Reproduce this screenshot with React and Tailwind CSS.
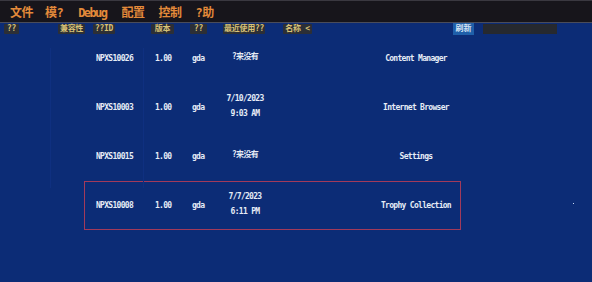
const menus = [
  { t: '文件', ml: 'ml-[10px]', tr: 'tracking-[-0.5px]' },
  { t: '模?', ml: 'ml-[12px]', tr: 'tracking-[-0.5px]' },
  { t: 'Debug', ml: 'ml-[15px]', tr: 'tracking-[-1.6px]' },
  { t: '配置', ml: 'ml-[15px]', tr: 'tracking-[-0.5px]' },
  { t: '控制', ml: 'ml-[14px]', tr: 'tracking-[-0.5px]' },
  { t: '?助', ml: 'ml-[14px]', tr: 'tracking-[-0.5px]' },
];

const heads = [
  { t: '??', ml: 'ml-[4px]', w: 'w-[15px]' },
  { t: '兼容性', ml: 'ml-[39px]', w: 'w-[27px]' },
  { t: '??ID', ml: 'ml-[8px]', w: 'w-[22px]' },
  { t: '版本', ml: 'ml-[36px]', w: 'w-[23px]' },
  { t: '??', ml: 'ml-[16px]', w: 'w-[17px]' },
  { t: '最近使用??', ml: 'ml-[16px]', w: 'w-[42px]' },
  { t: '名称 <', ml: 'ml-[18px]', w: 'w-[29px]' },
];

const rows = [
  { id: 'NPXS10026', ver: '1.00', pub: 'gda', date: ['?来没有'], name: 'Content Manager' },
  { id: 'NPXS10003', ver: '1.00', pub: 'gda', date: ['7/10/2023', '9:03 AM'], name: 'Internet Browser' },
  { id: 'NPXS10015', ver: '1.00', pub: 'gda', date: ['?来没有'], name: 'Settings' },
  { id: 'NPXS10008', ver: '1.00', pub: 'gda', date: ['7/7/2023', '6:11 PM'], name: 'Trophy Collection', selected: true },
];

const mono = { fontFamily: '"DejaVu Sans Mono", "Noto Sans CJK SC", monospace' };

export default function App() {
  return (
    <div className="w-[592px] h-[282px] bg-[#0c2c76] overflow-hidden relative" style={mono}>
      {/* menu bar */}
      <div className="h-[23px] bg-[#17151b] border-t border-[#3a3840] border-b border-b-[#4a4c5a] flex items-center pt-[2px]">
        {menus.map((m) => (
          <span key={m.t} className={'text-[#e38a3a] text-[12px] font-bold leading-none ' + m.ml + ' ' + m.tr}>{m.t}</span>
        ))}
      </div>

      {/* header row */}
      <div className="h-[11px] flex items-center">
        {heads.map((h, i) => (
          <div key={i} className={'h-[10px] flex items-center justify-center bg-[#2c2f36] text-[#d8c277] text-[8px] font-bold leading-none tracking-[-0.3px] rounded-[1px] ' + h.ml + ' ' + h.w}>
            {h.t}
          </div>
        ))}
        <div className="ml-[141px] h-[12px] w-[21px] bg-[#1f5fa9] text-[#d8e4f4] text-[8px] font-bold flex items-center justify-center">刷新</div>
        <div className="ml-[9px] h-[10px] w-[74px] bg-[#26292f]"></div>
      </div>

      {/* faint column dividers */}
      <div className="absolute left-[50px] top-[48px] w-px h-[140px] bg-[#0f3080]"></div>
      <div className="absolute left-[143px] top-[48px] w-px h-[140px] bg-[#0f3080]"></div>
      <div className="absolute left-[573px] top-[203px] w-[1px] h-[1px] bg-[#c8d8f0]"></div>

      {/* list */}
      <div className="flex flex-col pl-[84px]">
        {rows.map((r) => (
          <div
            key={r.id}
            className={'w-[377px] h-[49px] flex items-center pl-[11px] text-[#e6ecf6] text-[8px] font-bold tracking-[-0.7px] border ' + (r.selected ? 'border-[#a33a5a]' : 'border-transparent')}
          >
            <div className="w-[59px]">{r.id}</div>
            <div className="w-[37px]">{r.ver}</div>
            <div className="w-[28px]">{r.pub}</div>
            <div className={'w-[50px] flex flex-col items-center leading-none ' + (r.date.length > 1 ? 'gap-[7px] mt-[-2px]' : 'self-start mt-[18px]')}>
              {r.date.map((d) => (
                <span key={d}>{d}</span>
              ))}
            </div>
            <div className="flex-1"></div>
            <div className="w-[88px] text-center">{r.name}</div>
          </div>
        ))}
      </div>
    </div>
  );
}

===

Exercise prompt: Return the material word for word. Pictures are not part of the copy.

Result for this task:
Reproduce this screenshot with React and Tailwind CSS.
const menus = [
  { t: '文件', ml: 'ml-[10px]', tr: 'tracking-[-0.5px]' },
  { t: '模?', ml: 'ml-[12px]', tr: 'tracking-[-0.5px]' },
  { t: 'Debug', ml: 'ml-[15px]', tr: 'tracking-[-1.6px]' },
  { t: '配置', ml: 'ml-[15px]', tr: 'tracking-[-0.5px]' },
  { t: '控制', ml: 'ml-[14px]', tr: 'tracking-[-0.5px]' },
  { t: '?助', ml: 'ml-[14px]', tr: 'tracking-[-0.5px]' },
];

const heads = [
  { t: '??', ml: 'ml-[4px]', w: 'w-[15px]' },
  { t: '兼容性', ml: 'ml-[39px]', w: 'w-[27px]' },
  { t: '??ID', ml: 'ml-[8px]', w: 'w-[22px]' },
  { t: '版本', ml: 'ml-[36px]', w: 'w-[23px]' },
  { t: '??', ml: 'ml-[16px]', w: 'w-[17px]' },
  { t: '最近使用??', ml: 'ml-[16px]', w: 'w-[42px]' },
  { t: '名称 <', ml: 'ml-[18px]', w: 'w-[29px]' },
];

const rows = [
  { id: 'NPXS10026', ver: '1.00', pub: 'gda', date: ['?来没有'], name: 'Content Manager' },
  { id: 'NPXS10003', ver: '1.00', pub: 'gda', date: ['7/10/2023', '9:03 AM'], name: 'Internet Browser' },
  { id: 'NPXS10015', ver: '1.00', pub: 'gda', date: ['?来没有'], name: 'Settings' },
  { id: 'NPXS10008', ver: '1.00', pub: 'gda', date: ['7/7/2023', '6:11 PM'], name: 'Trophy Collection', selected: true },
];

const mono = { fontFamily: '"DejaVu Sans Mono", "Noto Sans CJK SC", monospace' };

export default function App() {
  return (
    <div className="w-[592px] h-[282px] bg-[#0c2c76] overflow-hidden relative" style={mono}>
      {/* menu bar */}
      <div className="h-[23px] bg-[#17151b] border-t border-[#3a3840] border-b border-b-[#4a4c5a] flex items-center pt-[2px]">
        {menus.map((m) => (
          <span key={m.t} className={'text-[#e38a3a] text-[12px] font-bold leading-none ' + m.ml + ' ' + m.tr}>{m.t}</span>
        ))}
      </div>

      {/* header row */}
      <div className="h-[11px] flex items-center">
        {heads.map((h, i) => (
          <div key={i} className={'h-[10px] flex items-center justify-center bg-[#2c2f36] text-[#d8c277] text-[8px] font-bold leading-none tracking-[-0.3px] rounded-[1px] ' + h.ml + ' ' + h.w}>
            {h.t}
          </div>
        ))}
        <div className="ml-[141px] h-[12px] w-[21px] bg-[#1f5fa9] text-[#d8e4f4] text-[8px] font-bold flex items-center justify-center">刷新</div>
        <div className="ml-[9px] h-[10px] w-[74px] bg-[#26292f]"></div>
      </div>

      {/* faint column dividers */}
      <div className="absolute left-[50px] top-[48px] w-px h-[140px] bg-[#0f3080]"></div>
      <div className="absolute left-[143px] top-[48px] w-px h-[140px] bg-[#0f3080]"></div>
      <div className="absolute left-[573px] top-[203px] w-[1px] h-[1px] bg-[#c8d8f0]"></div>

      {/* list */}
      <div className="flex flex-col pl-[84px]">
        {rows.map((r) => (
          <div
            key={r.id}
            className={'w-[377px] h-[49px] flex items-center pl-[11px] text-[#e6ecf6] text-[8px] font-bold tracking-[-0.7px] border ' + (r.selected ? 'border-[#a33a5a]' : 'border-transparent')}
          >
            <div className="w-[59px]">{r.id}</div>
            <div className="w-[37px]">{r.ver}</div>
            <div className="w-[28px]">{r.pub}</div>
            <div className={'w-[50px] flex flex-col items-center leading-none ' + (r.date.length > 1 ? 'gap-[7px] mt-[-2px]' : 'self-start mt-[18px]')}>
              {r.date.map((d) => (
                <span key={d}>{d}</span>
              ))}
            </div>
            <div className="flex-1"></div>
            <div className="w-[88px] text-center">{r.name}</div>
          </div>
        ))}
      </div>
    </div>
  );
}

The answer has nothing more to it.